Dans le monde, plusieurs pays ont opté pour un dépistage
néonatal (DNN) de la drépanocytose, avec des modalités variées. Celui-ci
est systématique aux Etats-Unis et au Royaume-Uni, rappelle le rapport
de la HAS, qui précise qu'" un consensus s'est dégagé sur l'idée
qu'un dépistage ciblé, fondé sur l'ethnicité maternelle, soulevait des
questions pratiques et éthiques que les décideurs politiques avaient
voulu éviter. Le souhait de promouvoir un dépistage uniforme a contribué
au choix du dépistage néonatal universel de la drépanocytose dans ces deux pays. "
Il relève aussi que les contraintes légales de consignation de
l'information sur l'origine familiale dans les dossiers médicaux et les
bases administratives y sont bien différentes de celles en vigueur en
France, où la loi interdit la collecte et le traitement de " données à caractère personnel qui font apparaître, directement ou indirectement, les origines raciales ou ethniques ".
La HAS s'est également penchée sur les résultats de la
stratégie nationale, ciblée. En 2012, celle-ci a permis d'identifier 382
cas de drépanocytose chez les 309 858 nouveau-nés testés – soit un
tiers de ceux qui ont vu le jour en métropole. Le nombre de nouveau-nés
dépistés est stable depuis 2006, alors que le pourcentage de tests en
métropole a augmenté dans cette période (de 27 % à 34 %).
Sur le plan médical, le dépistage néonatal permet de mettre
en place une prise en charge spécialisée du nourrisson et des mesures
préventives, avant que les symptômes n'apparaissent, à partir de trois
mois de vie. Ceux-ci sont principalement de trois types : anémie,
sensibilité aux infections bactériennes et crises douloureuses, liées à
l'obstruction de petits vaisseaux par les globules rouges anormaux. Le
repérage précoce permet aussi d'éduquer les parents.
" La question qui nous était posée était celle de
l'intérêt, en termes de santé publique, d'un élargissement du dépistage
néonatal ; les données disponibles ne permettent pas de le démontrer, résume le professeur Jean-Luc Harousseau, président de la HAS. Le
surcoût lié aux tests supplémentaires à réaliser peut être évalué – 180
000 euros annuels pour la région Ile-de-France ; 1,5 million d'euros
pour la France entière – mais pas son efficacité. Nous ne
recommandons donc pas une extension du dépistage actuel, d'autant qu'il
n'y a pas de signal que celui-ci soit défaillant. "
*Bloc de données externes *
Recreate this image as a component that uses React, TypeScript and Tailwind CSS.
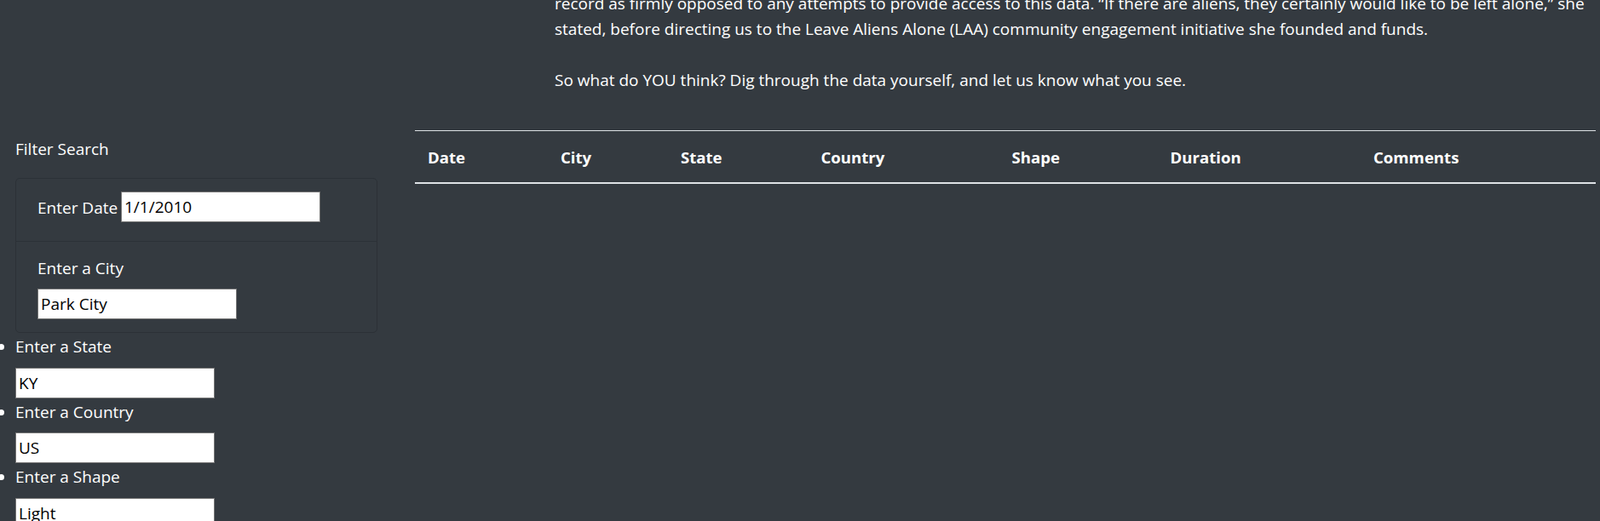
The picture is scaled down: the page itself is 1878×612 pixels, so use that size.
import React from "react";

const cols: { label: string; w: string }[] = [
  { label: "Date", w: "w-[156px]" },
  { label: "City", w: "w-[141px]" },
  { label: "State", w: "w-[164.5px]" },
  { label: "Country", w: "w-[224px]" },
  { label: "Shape", w: "w-[186px]" },
  { label: "Duration", w: "w-[238.5px]" },
  { label: "Comments", w: "w-[276px]" },
];

const inputCls =
  "block w-[234px] h-[36px] bg-white border border-[#767676] pl-[3px] text-black text-[19px] leading-[30px] font-['Open_Sans',sans-serif] outline-none";

export default function App() {
  return (
    <div className="w-[1878px] h-[612px] overflow-hidden bg-[#343a40] text-white font-['Open_Sans',sans-serif] text-[19px] leading-[30px]">
      {/* Intro text (scrolled) */}
      <div className="pl-[651px] mt-[-11px] whitespace-nowrap">
        <p>
          record as firmly opposed to any attempts to provide access to this data. “If there are aliens, they certainly would like to be left alone,” she
          <br />
          stated, before directing us to the Leave Aliens Alone (LAA) community engagement initiative she founded and funds.
          <br />
          <br />
          So what do YOU think? Dig through the data yourself, and let us know what you see.
        </p>
      </div>

      <div className="flex mt-[44px]">
        {/* Sidebar */}
        <aside className="w-[487px] pl-[18px] pt-[7px]">
          <div className="mb-[19px]">Filter Search</div>
          <div className="w-[425px] border border-[#2c3137] rounded-[5px]">
            <div className="px-[25px] pt-[15px] pb-[15px] border-b border-[#2c3137]">
              <div className="h-[43px] flex items-start whitespace-nowrap">
                <label className="w-[98px] shrink-0 pt-[4px]">Enter Date</label>
                <input className={inputCls} defaultValue="1/1/2010" />
              </div>
            </div>
            <div className="px-[25px] pt-[15px] pb-[15px]">
              <label className="block pt-[1px] h-[31px] mb-[9px]">Enter a City</label>
              <input className={inputCls} defaultValue="Park City" />
            </div>
          </div>
          <ul className="list-disc list-outside pl-0">
            <li>
              <label className="block pt-[1px] h-[31px] mb-[9.5px]">Enter a State</label>
              <input className={inputCls} defaultValue="KY" />
            </li>
            <li>
              <label className="block pt-[1px] h-[31px] mb-[9.5px]">Enter a Country</label>
              <input className={inputCls} defaultValue="US" />
            </li>
            <li>
              <label className="block pt-[1px] h-[31px] mb-[9.5px]">Enter a Shape</label>
              <input className={inputCls} defaultValue="Light" />
            </li>
            <li>
              <label className="block pt-[1px] h-[31px] mb-[9.5px]">Enter a Duration</label>
              <input className={inputCls} defaultValue="" />
            </li>
          </ul>
        </aside>

        {/* Table */}
        <div className="w-[1386px]">
          <table className="table-fixed w-[1386px] border-collapse">
            <thead>
              <tr className="border-t border-[#dee2e6] border-b-2 border-b-[#dee2e6]">
                {cols.map((c) => (
                  <th
                    key={c.label}
                    className={`${c.w} text-left px-[15px] pt-[16px] pb-[14px] font-bold text-[18.6px] leading-[30px] font-['Open_Sans',sans-serif]`}
                  >
                    {c.label}
                  </th>
                ))}
              </tr>
            </thead>
            <tbody></tbody>
          </table>
        </div>
      </div>
    </div>
  );
}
Une conclusion qui risque de laisser sur leur faim les
associations et spécialistes auditionnés par la HAS favorables au
dépistage universel. " Dépasser le dépistage ciblé, c'est dépasser
l'idée d'une maladie communautaire, permettre une égalité de traitement
pour une meilleure qualité de soin pour tous, sans distinction des
origines, et une meilleure conception et compréhension de la maladie
pour le personnel soignant ", déclarait ainsi Karim Khadem, président de SOS Globi Rhône-Alpes, lors de son audition.
Quid du repérage des hétérozygotes (qui n'ont qu'un seul
gène muté) par le dépistage néonatal ? Faut-il informer les parents, et
plus tard le principal intéressé, qu'il est porteur d'un défaut
génétique sans conséquences sur sa santé, mais qu'il peut transmettre
dans sa descendance ? " C'est un sujet complexe, pour lequel ce n'est
pas à la HAS de trancher ; mais nous amenons un outil de travail pour
aider les professionnels dans cette réflexion ", estime Jean-Luc Harousseau.